VALENTIN ET LA NOUVELLE

18. L'ALIBI DE PIERRE-ANDRÉ

Le fin crachin qui s’était mêlé à la bise de nord-est rendait l’après-midi plus désagréable encore que la matinée et ôtait toute envie de sortie. Les remèdes de bonne fame de sa grand-mère s’étaient montrés d’une réelle efficacité. Valentin ne se sentait plus fébrile, sa toux avait complètement disparu et il se sentait l’esprit clair.
Désireux de converser avec Jade toujours hospitalisée, se basant sur une ancienne expérience , il estima que le moment le plus propice pour un appel sur le portable de la fille se situait vers quinze heures. Une heure à attendre. Il repensa à la conversation téléphonique qu’il venait d’avoir avec monsieur Devienne. Il semblait en ressortir que le dénommé Nathan Delambre soit le suspect numéro un, mais il y avait aussi ce Charron dont il ignorait tout. Et puis, n’avait-il pas écarté trop vite Pierre-André Vallières, le rival de Florian ?
Il sortit son smartphone, sélectionna Jade dans ses contacts pour l’envoi d’un texto : « Il me faut le phone de Pierre-André. Je t’appellerai vers quinze heures pour te raconter. » Dans la minute qui suivit il eut une succincte réponse, dix chiffres et un émoticône triste.
Aurait-elle des regrets ? se dit-il. Puis il haussa les épaules, après-tout ça la regarde.
Il composa rapidement le numéro indiqué. Moins de trois secondes après le déclenchement de la première sonnerie, son appel fut basculé sur la voix enregistrée du répondeur. « Répondeur de Pierre-André Vallières. Parlez. »
« Pierre-André, je suis Valentin Valmont, nous nous sommes vus il y a quelques jours avec Charles-Henri et Amandine à propos de Jade. Il faut absolument que je te parle. L’affaire est grave. J’attends ton appel. »
Moins de dix minutes après, son smartphone vibra et le numéro de Pierre-André s’afficha.
— Ah, Pierre-André, merci de me rappeler.
— Qu’y a-t-il de si grave ?
— Jade a été l’objet d’un vitriolage !
— Hein ? Où ? Quand ? Par qui ?
— Avant-hier, sur le quai près du pont de la Halle.
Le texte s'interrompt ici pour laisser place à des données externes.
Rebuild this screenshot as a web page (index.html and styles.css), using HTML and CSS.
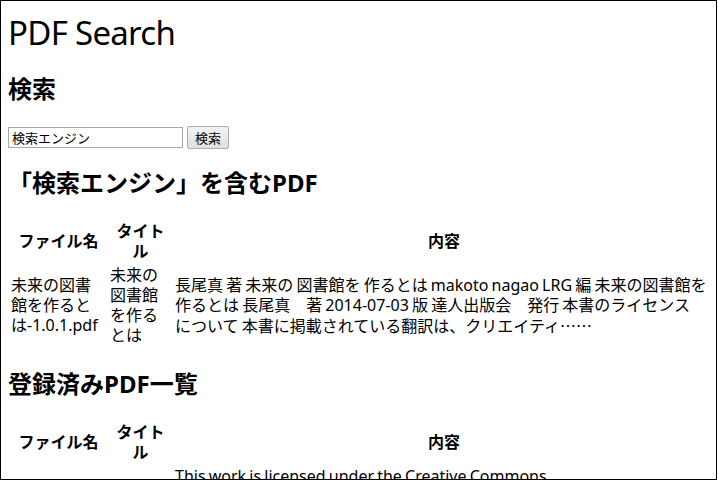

La police cherche l’auteur.
— Les brûlures de Jade sont importantes ?
— Le produit a pu être rapidement dilué et éliminé. Elle devrait s’en sortir sans séquelles. Elle est actuellement au centre hospitalier en train de se remettre.
— Qui a bien pu faire ça ?
— C’est aussi à ce propos que je t’appelle. La police va chercher parmi ses anciens copains. Je suis persuadé que tu n’y es pour rien et mon ami Florian non plus. D’ailleurs il a une nouvelle petite amie et un solide alibi pour le jour et l’heure où ça a eu lieu. Juste pour montrer que j’ai raison, peux-tu me dire si toi aussi tu peux prouver n’y être pour rien.
— Ça s’est passé quand exactement ?
— Je te l’ai dit. Avant-hier vers deux heures et demie. — À cette heure-là, je tapais dans le ballon avec des gars de ma classe sur les pelouses au bord du lac.
— Tu as donc des témoins. Impeccable. Je suis complètement rassuré. Excuse-moi encore pour l’autre jour d’avoir été le porteur de la mauvaise nouvelle. J’espère que nous nous reverrons un jour dans de meilleures circonstances.
— Attends, quel est ton intérêt dans tout ça ? En quoi es-tu mêlé à cette affaire ?
— Il se trouve que par le plus grand des hasards je me trouvais non loin de l’endroit où ça s’est produit. Je ne savais pas que c’était Jade mais j’ai tout de suite compris de quoi il s’agissait. J’ai obligé la personne à descendre dans l’eau pour qu’elle se rince le visage. La police me soupçonnait d’avoir voulu la noyer mais l’intervention du père de Jade suite à l’avis des médecins de l’hôpital m’a temporairement blanchi. Logiquement elle va continuer l’enquête et trouver le motif de cette agression : dépit sentimental. Elle va donc enquêter sur ses fréquentations masculines dont tu fais partie et mon ami Florian aussi. Voilà.
— Merci Valentin de m’avoir prévenu. J’espère moi aussi qu’un jour nous nous verrons dans de meileures circonstances. Allez, salut.